» GOAL
Pick out the lines containing "screenshot".

» THE RECORDS
"""
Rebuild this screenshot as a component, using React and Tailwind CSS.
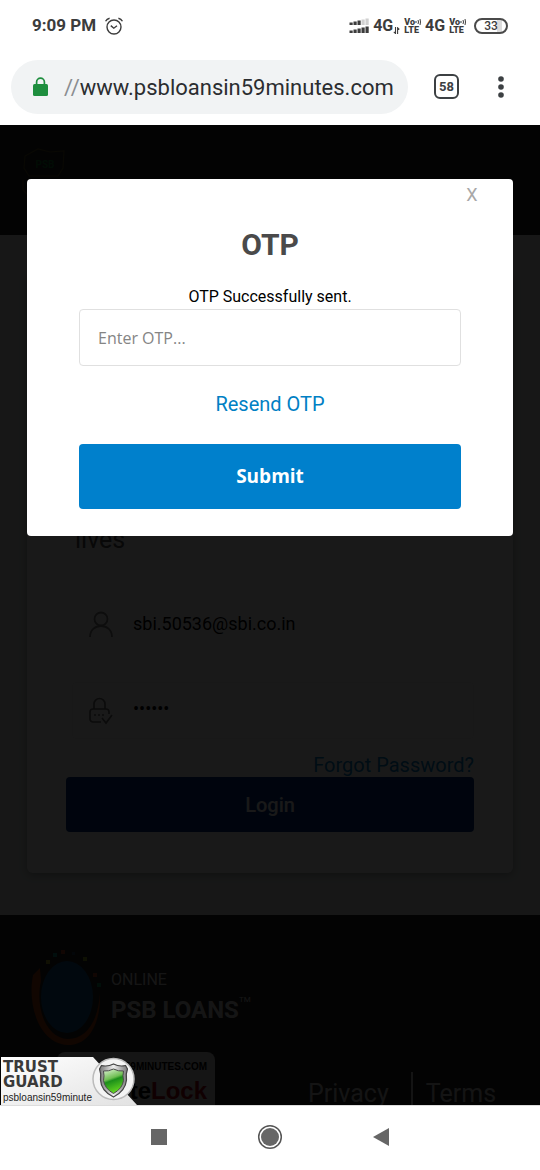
"""
"""
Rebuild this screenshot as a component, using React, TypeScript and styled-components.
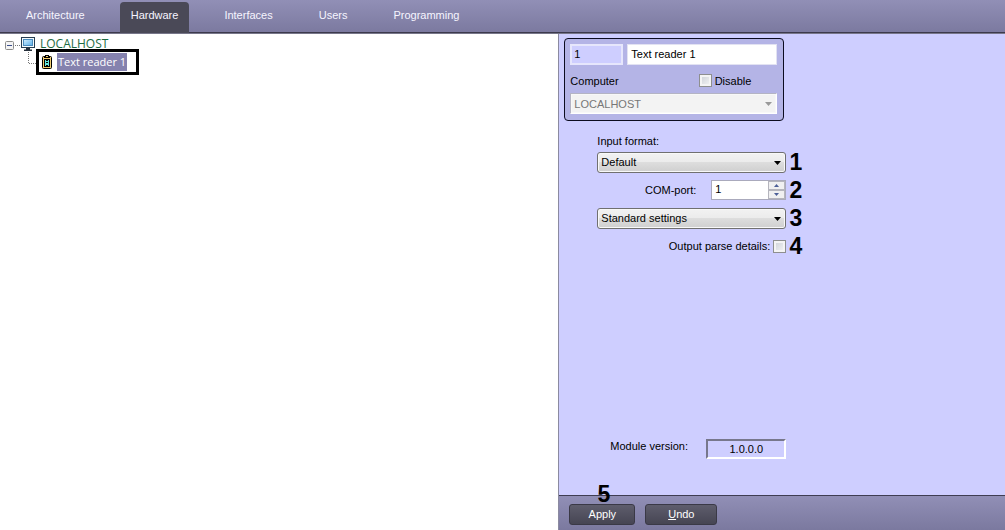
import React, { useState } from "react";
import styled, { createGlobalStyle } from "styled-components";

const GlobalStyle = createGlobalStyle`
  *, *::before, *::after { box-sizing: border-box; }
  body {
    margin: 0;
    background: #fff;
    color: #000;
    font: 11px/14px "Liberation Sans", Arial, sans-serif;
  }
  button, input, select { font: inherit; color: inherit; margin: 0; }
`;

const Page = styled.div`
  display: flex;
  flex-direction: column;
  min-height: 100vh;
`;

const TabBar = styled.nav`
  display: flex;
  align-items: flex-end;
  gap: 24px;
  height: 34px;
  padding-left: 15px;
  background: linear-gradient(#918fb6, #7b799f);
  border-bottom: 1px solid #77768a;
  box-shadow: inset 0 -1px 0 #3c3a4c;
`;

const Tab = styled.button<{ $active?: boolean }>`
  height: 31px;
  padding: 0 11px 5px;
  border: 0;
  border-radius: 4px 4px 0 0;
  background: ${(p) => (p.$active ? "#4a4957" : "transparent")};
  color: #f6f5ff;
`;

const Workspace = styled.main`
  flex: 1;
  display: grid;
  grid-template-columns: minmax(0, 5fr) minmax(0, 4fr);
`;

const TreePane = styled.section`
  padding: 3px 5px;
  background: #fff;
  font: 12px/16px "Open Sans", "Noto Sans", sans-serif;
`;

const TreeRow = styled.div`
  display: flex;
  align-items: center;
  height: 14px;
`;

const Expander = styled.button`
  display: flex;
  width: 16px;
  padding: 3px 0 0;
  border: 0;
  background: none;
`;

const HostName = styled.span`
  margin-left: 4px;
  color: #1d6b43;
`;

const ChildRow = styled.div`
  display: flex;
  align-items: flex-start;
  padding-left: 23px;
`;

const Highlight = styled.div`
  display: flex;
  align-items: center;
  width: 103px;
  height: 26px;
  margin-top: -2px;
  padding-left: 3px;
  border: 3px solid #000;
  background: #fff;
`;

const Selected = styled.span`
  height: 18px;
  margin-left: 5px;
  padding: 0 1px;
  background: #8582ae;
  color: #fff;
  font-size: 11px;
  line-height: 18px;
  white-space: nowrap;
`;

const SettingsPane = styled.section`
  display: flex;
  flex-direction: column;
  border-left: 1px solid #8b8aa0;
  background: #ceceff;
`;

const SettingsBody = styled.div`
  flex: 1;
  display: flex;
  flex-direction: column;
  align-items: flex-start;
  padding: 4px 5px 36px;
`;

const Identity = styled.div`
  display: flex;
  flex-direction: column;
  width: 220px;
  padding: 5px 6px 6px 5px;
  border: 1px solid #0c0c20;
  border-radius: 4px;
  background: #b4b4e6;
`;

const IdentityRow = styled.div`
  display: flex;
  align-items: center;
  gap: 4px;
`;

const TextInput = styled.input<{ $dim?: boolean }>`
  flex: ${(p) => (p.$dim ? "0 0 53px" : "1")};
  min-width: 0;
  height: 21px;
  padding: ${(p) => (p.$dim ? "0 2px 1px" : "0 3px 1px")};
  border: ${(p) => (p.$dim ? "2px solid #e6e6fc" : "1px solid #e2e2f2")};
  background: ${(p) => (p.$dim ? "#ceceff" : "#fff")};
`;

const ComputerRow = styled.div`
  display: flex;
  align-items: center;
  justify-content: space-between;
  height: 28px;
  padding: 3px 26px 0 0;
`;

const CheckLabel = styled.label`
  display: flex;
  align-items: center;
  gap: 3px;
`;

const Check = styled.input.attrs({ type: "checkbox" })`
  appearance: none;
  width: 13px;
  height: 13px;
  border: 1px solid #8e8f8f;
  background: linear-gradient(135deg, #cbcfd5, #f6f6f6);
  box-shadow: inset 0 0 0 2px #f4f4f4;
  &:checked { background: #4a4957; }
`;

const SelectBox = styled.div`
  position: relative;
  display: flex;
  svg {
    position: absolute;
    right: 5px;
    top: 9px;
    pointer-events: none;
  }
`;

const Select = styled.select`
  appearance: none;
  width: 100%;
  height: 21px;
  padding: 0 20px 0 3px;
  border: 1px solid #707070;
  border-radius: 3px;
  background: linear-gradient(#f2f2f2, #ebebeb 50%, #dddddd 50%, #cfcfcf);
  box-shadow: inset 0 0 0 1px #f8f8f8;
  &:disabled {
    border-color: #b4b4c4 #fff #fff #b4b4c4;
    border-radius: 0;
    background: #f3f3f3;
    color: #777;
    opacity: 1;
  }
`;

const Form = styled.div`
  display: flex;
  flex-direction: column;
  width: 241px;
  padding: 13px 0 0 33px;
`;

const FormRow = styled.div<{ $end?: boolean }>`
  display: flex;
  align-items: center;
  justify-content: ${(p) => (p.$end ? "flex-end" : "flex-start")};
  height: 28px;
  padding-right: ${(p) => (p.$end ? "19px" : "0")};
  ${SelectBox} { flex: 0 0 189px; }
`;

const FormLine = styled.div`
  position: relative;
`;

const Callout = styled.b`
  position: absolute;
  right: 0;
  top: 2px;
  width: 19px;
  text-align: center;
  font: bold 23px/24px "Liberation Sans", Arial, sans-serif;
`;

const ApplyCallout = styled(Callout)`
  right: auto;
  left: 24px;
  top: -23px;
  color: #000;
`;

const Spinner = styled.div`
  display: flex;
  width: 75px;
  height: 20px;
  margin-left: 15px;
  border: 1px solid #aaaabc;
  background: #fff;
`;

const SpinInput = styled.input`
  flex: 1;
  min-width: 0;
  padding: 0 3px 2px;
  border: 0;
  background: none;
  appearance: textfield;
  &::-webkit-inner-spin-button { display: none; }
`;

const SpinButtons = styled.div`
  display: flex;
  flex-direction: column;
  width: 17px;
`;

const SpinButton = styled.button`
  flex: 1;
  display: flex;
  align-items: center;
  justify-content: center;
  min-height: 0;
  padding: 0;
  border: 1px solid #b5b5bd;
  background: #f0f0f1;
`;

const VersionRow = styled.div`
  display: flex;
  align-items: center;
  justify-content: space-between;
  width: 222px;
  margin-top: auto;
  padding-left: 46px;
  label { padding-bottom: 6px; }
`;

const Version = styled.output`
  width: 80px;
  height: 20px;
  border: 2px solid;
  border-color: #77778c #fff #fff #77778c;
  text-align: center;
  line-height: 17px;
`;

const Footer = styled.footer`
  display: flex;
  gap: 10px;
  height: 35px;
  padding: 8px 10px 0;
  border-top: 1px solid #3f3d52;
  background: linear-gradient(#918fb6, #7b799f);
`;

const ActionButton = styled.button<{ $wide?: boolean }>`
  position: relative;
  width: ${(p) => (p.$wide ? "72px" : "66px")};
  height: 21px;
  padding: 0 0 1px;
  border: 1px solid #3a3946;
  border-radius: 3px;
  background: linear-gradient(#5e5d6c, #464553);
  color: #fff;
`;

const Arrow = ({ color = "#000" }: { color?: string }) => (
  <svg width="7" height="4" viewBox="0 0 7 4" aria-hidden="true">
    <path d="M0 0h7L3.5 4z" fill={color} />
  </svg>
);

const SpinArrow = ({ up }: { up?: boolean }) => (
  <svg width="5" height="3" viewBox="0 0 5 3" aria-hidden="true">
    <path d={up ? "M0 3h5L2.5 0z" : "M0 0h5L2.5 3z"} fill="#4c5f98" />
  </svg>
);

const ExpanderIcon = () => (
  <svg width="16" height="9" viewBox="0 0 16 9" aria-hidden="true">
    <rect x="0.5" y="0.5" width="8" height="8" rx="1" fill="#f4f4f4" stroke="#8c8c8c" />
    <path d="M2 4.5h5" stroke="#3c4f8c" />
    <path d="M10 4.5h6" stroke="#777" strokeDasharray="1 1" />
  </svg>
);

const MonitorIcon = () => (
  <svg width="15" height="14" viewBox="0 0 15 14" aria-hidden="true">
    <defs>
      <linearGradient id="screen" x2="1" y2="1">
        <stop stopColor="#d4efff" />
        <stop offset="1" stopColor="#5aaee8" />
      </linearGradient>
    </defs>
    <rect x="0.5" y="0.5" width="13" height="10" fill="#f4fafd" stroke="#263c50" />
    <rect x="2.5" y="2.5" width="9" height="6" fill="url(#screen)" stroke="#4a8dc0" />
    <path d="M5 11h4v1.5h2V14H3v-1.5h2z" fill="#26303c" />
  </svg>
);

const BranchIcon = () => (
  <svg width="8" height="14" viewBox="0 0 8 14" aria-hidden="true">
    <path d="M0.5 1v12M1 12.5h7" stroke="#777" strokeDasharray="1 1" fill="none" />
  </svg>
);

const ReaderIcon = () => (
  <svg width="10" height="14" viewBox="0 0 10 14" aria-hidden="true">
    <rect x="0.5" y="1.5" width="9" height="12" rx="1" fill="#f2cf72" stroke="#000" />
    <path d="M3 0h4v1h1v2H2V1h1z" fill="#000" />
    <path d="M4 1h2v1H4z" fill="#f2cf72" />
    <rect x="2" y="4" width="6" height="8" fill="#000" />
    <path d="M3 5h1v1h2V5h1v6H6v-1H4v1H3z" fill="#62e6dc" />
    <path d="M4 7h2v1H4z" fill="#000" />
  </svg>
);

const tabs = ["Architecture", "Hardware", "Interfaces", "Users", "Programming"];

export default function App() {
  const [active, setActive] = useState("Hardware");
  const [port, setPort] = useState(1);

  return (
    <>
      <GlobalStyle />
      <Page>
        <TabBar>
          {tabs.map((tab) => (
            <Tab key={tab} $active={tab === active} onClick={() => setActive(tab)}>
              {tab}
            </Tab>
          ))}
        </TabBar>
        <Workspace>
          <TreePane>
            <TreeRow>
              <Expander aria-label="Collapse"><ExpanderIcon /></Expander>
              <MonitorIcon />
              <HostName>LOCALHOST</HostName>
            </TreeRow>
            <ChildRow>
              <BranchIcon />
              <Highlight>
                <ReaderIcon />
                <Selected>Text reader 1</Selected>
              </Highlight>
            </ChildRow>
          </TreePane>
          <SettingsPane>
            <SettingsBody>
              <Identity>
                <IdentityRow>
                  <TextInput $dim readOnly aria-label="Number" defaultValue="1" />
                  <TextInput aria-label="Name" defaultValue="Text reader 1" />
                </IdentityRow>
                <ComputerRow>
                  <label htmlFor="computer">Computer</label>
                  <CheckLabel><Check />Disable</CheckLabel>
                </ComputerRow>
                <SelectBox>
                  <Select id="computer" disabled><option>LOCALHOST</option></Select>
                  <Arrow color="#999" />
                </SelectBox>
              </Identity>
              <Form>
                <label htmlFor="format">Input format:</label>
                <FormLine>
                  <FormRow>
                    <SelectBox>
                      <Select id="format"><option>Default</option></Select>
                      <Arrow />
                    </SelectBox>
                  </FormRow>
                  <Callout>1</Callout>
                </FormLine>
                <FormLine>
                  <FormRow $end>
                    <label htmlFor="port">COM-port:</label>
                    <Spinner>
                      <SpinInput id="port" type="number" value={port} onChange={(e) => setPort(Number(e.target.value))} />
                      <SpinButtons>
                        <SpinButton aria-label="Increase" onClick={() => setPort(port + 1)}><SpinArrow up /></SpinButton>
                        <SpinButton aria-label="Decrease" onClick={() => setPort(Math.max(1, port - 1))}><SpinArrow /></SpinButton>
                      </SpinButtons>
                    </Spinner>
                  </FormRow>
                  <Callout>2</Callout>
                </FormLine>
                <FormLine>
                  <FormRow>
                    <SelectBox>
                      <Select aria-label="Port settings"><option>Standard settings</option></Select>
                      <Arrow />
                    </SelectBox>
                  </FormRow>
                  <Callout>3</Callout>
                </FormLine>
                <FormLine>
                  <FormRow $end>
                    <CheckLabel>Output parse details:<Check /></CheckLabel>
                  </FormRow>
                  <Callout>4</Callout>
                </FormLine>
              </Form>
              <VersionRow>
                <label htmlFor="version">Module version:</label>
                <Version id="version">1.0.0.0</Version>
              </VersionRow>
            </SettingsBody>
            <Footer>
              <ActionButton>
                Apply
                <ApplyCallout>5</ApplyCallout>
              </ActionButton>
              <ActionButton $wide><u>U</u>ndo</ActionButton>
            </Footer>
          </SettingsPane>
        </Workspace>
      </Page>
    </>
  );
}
"""
» EXERCISE RESPONSE
Rebuild this screenshot as a component, using React and Tailwind CSS.
Rebuild this screenshot as a component, using React, TypeScript and styled-components.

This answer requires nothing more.